The time-dependent propagation of cracks was observed from the failure of field surrounding rock and the monitored data of the water diversion tunnels in Jinping and became the dominating factor of the long-term stability of the tunnel. A long-term loading test was conducted on the marble from Jinping leading to the establishment of a fitted formula for the time-dependent behavior and a threshold ratio of driving stresses. A numerical specimen based on CPM model was set up considering the transitional characteristics from brittle-ductile-plastic and a numerical test of long-term loading was performed. A full scale PFC-based model was constructed for the water diversion tunnel and the long-term stability of the tunnel with various depths and rock types was assessed. It was found that in the test the failure time varied with the loading level exponentially.

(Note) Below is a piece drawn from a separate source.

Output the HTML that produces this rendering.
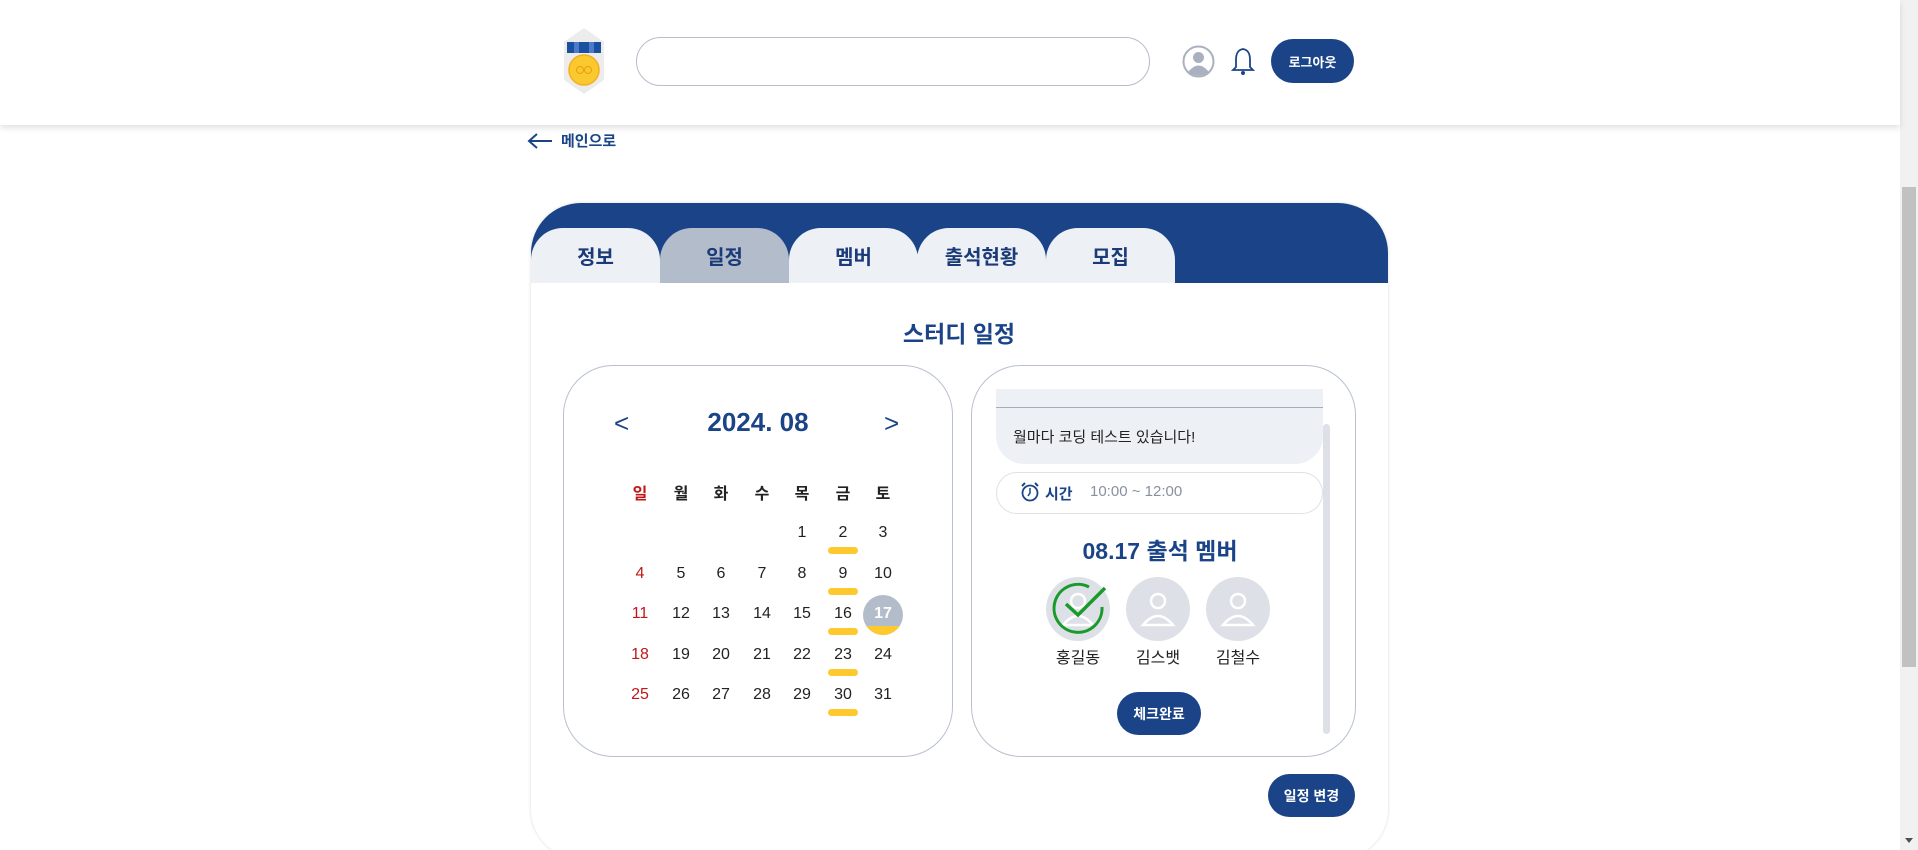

The subcritical crack began to expand if only a threshold of stress level, termed as the critical ratio of driving stresses, was reached. The ratio is 0.492 for Jinping marbles. The CPM-based numerical specimen reproduced nicely the triaxial behavior and the effect of confining pressure. The growth trend of the crack numbers was notable under the lower confining stress, but less noticeable under the higher confining stress. The number of the tensile cracks remained unchanged under the higher confining stress. During the numerical test of long-term loading, the axial strain and the growth of the number of cracks were in accordance with the three stage curve of creep. As the ratios of the driving stresses decreased, the strains due to creep increased. The development of the cracks due to the stress corrosion was also in accordance with the three stage curve of creep. A smaller ratio of driving stress led to a linear growth of the number of cracks of stress-corrosion but an exponentially decreased rate of growth of it. The results of the full scale PFC simulation suggested that after 100 years, the fracture zone of the tunnel would be with the range of 2.1-3.1 m for the class II marble and 3.3-4.5 m for the class III marble. It was thus confirmed that the long-term stability of the water diversion tunnel could be guaranteed.